Task requirements>
Can you pull out each line of the data below that includes the word "Emit"?

──────── Records for the task

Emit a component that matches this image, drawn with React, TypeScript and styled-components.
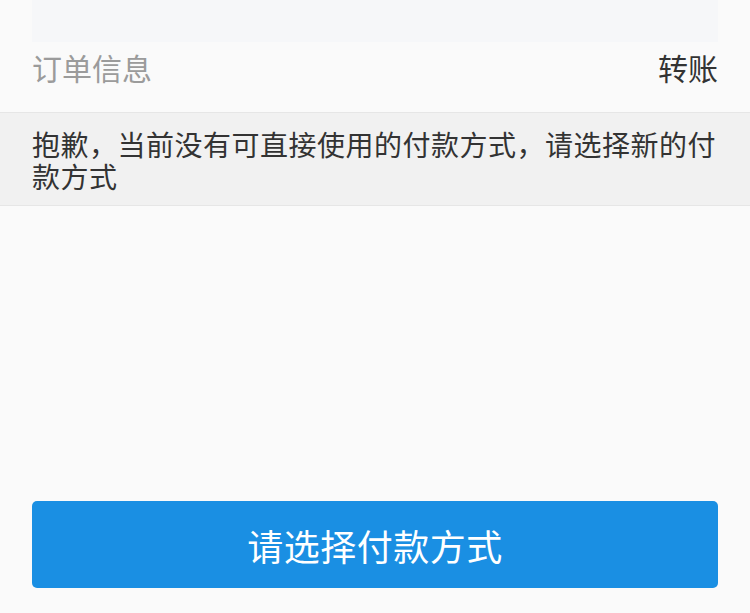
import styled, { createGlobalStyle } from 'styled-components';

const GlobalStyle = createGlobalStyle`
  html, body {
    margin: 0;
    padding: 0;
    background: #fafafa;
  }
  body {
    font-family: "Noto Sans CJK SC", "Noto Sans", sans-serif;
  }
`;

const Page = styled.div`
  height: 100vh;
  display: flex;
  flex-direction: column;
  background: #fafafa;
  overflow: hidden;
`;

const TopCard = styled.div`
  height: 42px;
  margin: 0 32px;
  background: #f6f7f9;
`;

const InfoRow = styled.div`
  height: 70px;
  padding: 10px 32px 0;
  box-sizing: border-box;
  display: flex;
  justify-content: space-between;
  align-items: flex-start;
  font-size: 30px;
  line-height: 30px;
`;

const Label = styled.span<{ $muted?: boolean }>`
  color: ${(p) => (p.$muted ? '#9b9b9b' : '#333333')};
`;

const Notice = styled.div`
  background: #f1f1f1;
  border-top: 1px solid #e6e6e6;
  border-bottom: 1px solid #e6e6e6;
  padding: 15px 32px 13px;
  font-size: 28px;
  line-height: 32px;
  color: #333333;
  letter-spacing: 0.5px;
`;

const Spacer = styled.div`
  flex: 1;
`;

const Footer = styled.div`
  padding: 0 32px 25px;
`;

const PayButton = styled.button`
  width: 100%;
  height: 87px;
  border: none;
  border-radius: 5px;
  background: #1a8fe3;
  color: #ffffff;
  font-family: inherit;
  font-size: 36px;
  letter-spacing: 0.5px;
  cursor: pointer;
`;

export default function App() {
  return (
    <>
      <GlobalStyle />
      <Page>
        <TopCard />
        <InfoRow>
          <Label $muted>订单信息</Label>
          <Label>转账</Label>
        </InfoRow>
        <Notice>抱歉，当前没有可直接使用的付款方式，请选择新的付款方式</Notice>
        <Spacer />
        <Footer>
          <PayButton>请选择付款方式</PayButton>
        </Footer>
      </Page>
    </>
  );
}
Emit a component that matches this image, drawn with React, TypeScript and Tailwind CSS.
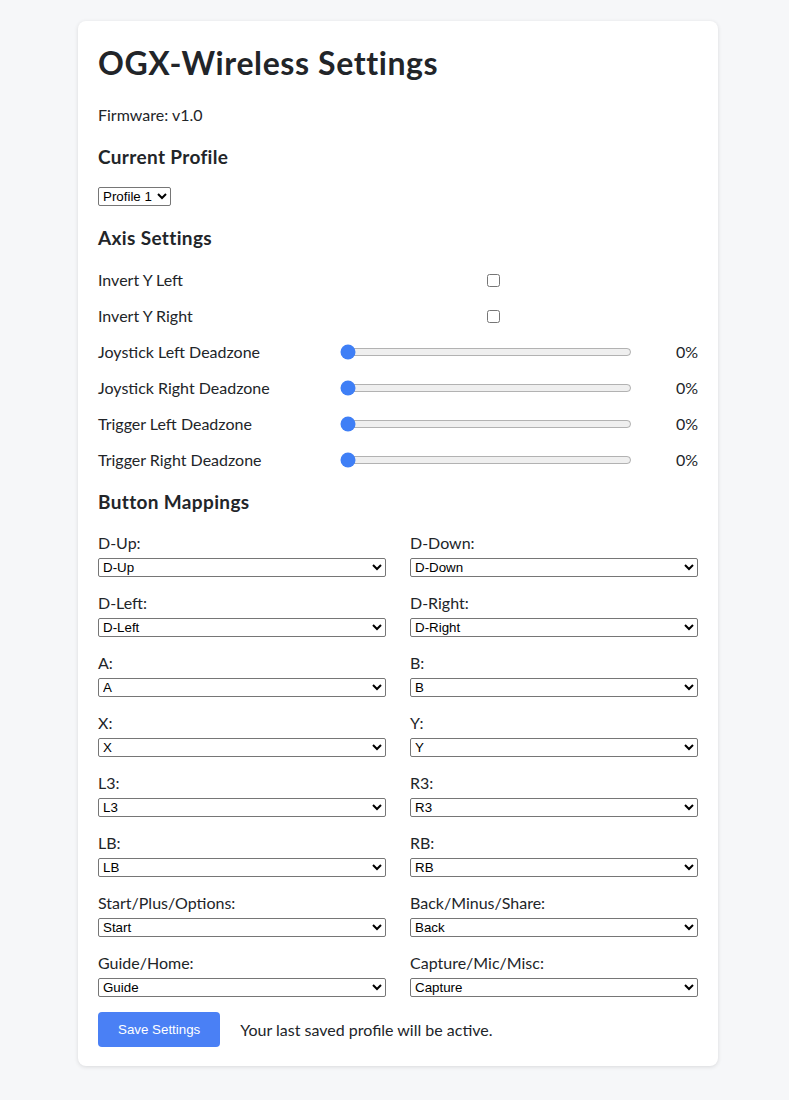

────────────────

Answer>
Emit a component that matches this image, drawn with React, TypeScript and styled-components.
Emit a component that matches this image, drawn with React, TypeScript and Tailwind CSS.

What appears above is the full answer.